La justice influence-t-elle la médecine ?

Publié le 14 Mai, 2003

Le Quotidien La Croix revient dans son supplément "Sciences et Ethiques" du 13 mai sur la judiciarisation de la médecine (cf revue de presse du 13/05/03).

Depuis plusieurs années, les dossiers en responsabilité médicale intéressent de plus en plus les avocats qui doivent de ce fait suivre de près l’actualité de la santé. Parmi ces avocats, on distingue ceux qui défendent les médecins et ceux qui défendent les victimes. Quoiqu’il en soit les procédures sont souvent longues, ce qui est parfois mal vécu par les victimes.

Interrogés sur cette question Roger Bessis, gynécologue-obstétricien et président du Collège français d’échographie foetale et Jean Guigne, président du tribunal de grande instance de Bobigny, nous font part de leur point de vue.

Roger Bessis souligne que dans les dernières affaires ce qui a beaucoup choqué les médecins, c’est le sentiment qu’ils étaient considérés comme "le payeur" le plus disponible qui devait soutenir financièrement les parents, victimes d’erreurs médicales. Aujourd’hui, il estime que "le mal est fait et que cela se ressent au niveau de certaines pratiques". Ainsi certains gestes ne sont plus pratiqués par peur d’une éventuelle condamnation. Par ailleurs, il estime que cette judiciarisation a modifié la relation médecin-patient. Par exemple dans le cas d’une échographie, les praticiens ne peuvent plus déclarer que tout va bien mais que simplement, ils n’ont rien trouvé. Cela reste donc très déstabilisant pour le patient. Enfin, il rappelle que l’échographie foetale est aujourd’hui menacée en France notamment par l’affaire Perruche, la hausse des primes d’assurance et le maintien à un niveau très bas des honoraires perçus en secteur 1.

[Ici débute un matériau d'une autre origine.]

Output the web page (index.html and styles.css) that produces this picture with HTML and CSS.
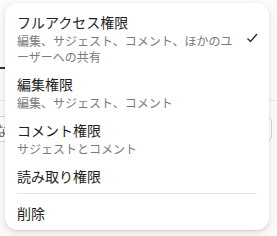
FILE: index.html
```html
<!DOCTYPE html>
<html lang="ja">
<head>
<meta charset="utf-8">
<link rel="stylesheet" href="styles.css">
</head>
<body>
<div class="page">
  <div class="tab-line"></div>
  <div class="rule"></div>
  <div class="field"><span class="field-text">な</span></div>

  <div class="menu">
    <div class="item">
      <div class="text">
        <div class="title">フルアクセス権限</div>
        <div class="sub">編集、サジェスト、コメント、ほかのユーザーへの共有</div>
      </div>
      <svg class="check" width="16" height="12" viewBox="0 0 16 12"><path d="M4.5 6.5 L7.5 9.5 L14 2" fill="none" stroke="#2a2a2a" stroke-width="1.3"/></svg>
    </div>
    <div class="item">
      <div class="text">
        <div class="title">編集権限</div>
        <div class="sub">編集、サジェスト、コメント</div>
      </div>
    </div>
    <div class="item">
      <div class="text">
        <div class="title">コメント権限</div>
        <div class="sub">サジェストとコメント</div>
      </div>
    </div>
    <div class="item">
      <div class="text">
        <div class="title">読み取り権限</div>
      </div>
    </div>
    <div class="divider"></div>
    <div class="item">
      <div class="text">
        <div class="title">削除</div>
      </div>
    </div>
  </div>
</div>
</body>
</html>
```

FILE: styles.css
```css
html, body {
  margin: 0;
  padding: 0;
}
body {
  background: #ffffff;
  font-family: "Noto Sans CJK JP", "Noto Sans", sans-serif;
  width: 277px;
  height: 236px;
  overflow: hidden;
}
.page {
  position: relative;
  width: 277px;
  height: 236px;
  background: #fbfbfb;
}
.tab-line {
  position: absolute;
  left: 0;
  top: 67px;
  width: 8px;
  height: 2px;
  background: #333;
}
.rule {
  position: absolute;
  left: 0;
  top: 100px;
  width: 277px;
  height: 1px;
  background: #e8e8e8;
}
.field {
  position: absolute;
  left: -40px;
  top: 116px;
  width: 310px;
  height: 24px;
  border: 1px solid #d6d6d6;
  border-radius: 6px;
  background: #fff;
}
.field-text {
  position: absolute;
  left: 34px;
  top: 3px;
  font-size: 13px;
  color: #666;
}
.menu {
  position: absolute;
  left: 5px;
  top: 3px;
  width: 264px;
  box-sizing: border-box;
  padding: 4px 0 2px;
  background: #fff;
  border-radius: 12px;
  box-shadow: 0 1px 2px rgba(0,0,0,0.10), 0 3px 10px rgba(0,0,0,0.10);
}
.item {
  display: grid;
  grid-template-columns: 224px 16px;
  column-gap: 2px;
  align-items: center;
  padding: 4px 10px 4px 12px;
}
.title {
  font-size: 14px;
  line-height: 22px;
  color: #1f1f1f;
}
.sub {
  font-size: 12px;
  line-height: 16px;
  color: #7a7a7a;
}
.check {
  display: block;
}
.divider {
  height: 1px;
  background: #e5e5e5;
  margin: 2px 12px 4px;
}
```
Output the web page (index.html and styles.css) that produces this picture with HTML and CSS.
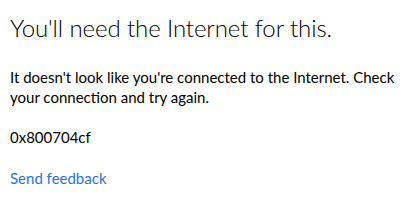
FILE: index.html
```html
<!DOCTYPE html>
<html lang="en">
<head>
<meta charset="utf-8">
<title>No Internet</title>
<link rel="stylesheet" href="styles.css">
</head>
<body>
<main class="page">
  <h1 class="title">You'll need the Internet for this.</h1>
  <p class="message">It doesn't look like you're connected to the Internet. Check your connection and try again.</p>
  <p class="code">0x800704cf</p>
  <a class="feedback" href="#">Send feedback</a>
</main>
</body>
</html>
```
FILE: styles.css
```css
html, body {
  margin: 0;
  padding: 0;
  background: #ffffff;
}
.page {
  display: flex;
  flex-direction: column;
  align-items: flex-start;
  padding: 12px 10px 0 10px;
  font-family: Lato, "Noto Sans", sans-serif;
  color: #000000;
}
.title {
  margin: 0;
  font-size: 24px;
  font-weight: 300;
  line-height: 32px;
  letter-spacing: -0.1px;
  color: #000000;
}
.message {
  margin: 23px 0 0 0;
  font-size: 15px;
  line-height: 20px;
}
.code {
  margin: 20px 0 0 0;
  font-size: 15px;
  line-height: 20px;
}
.feedback {
  margin-top: 21px;
  font-size: 15px;
  line-height: 20px;
  color: #1f74d5;
  text-decoration: none;
}
```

En revanche, pour Jean Guigne, dire qu’il y a une explosion du nombre de poursuites, ne lui parait pas fondé. Il envisage même une prochaine baisse des poursuites contre les médecins à la suite de deux lois récentes.
En juin 2000, une première loi prévoyait "qu’en matière pénale, la responsabilité ne peut être retenue que lorsqu’il y a un lien parfaitement direct entre la faute et le dommage, à moins qu’on ne mette en évidence une faute d’une particulière gravité"
La loi du 4 mars 2002 prévoit, quant à elle, la mise en place d’un système d’indemnisation "de meilleure qualité " des victimes et la mise en place de la "solidarité nationale" pour les accidents sans faute. Rappelons que grâce à cette loi seul le préjudice moral des parents est indemnisé. 
Enfin, il rappelle que les médecins sont des personnes justiciables comme les autres.

Quant à Michel Kubler, journaliste à La Croix, il rappelle que "les soignants n’ont pas d’autre raison d’être que le service des soignés, mais que les patients, inversement, n’ont pas le droit d’exiger pour leur santé un résultat qu’ils peuvent légitimement espérer, au risque de paralyser la médecine."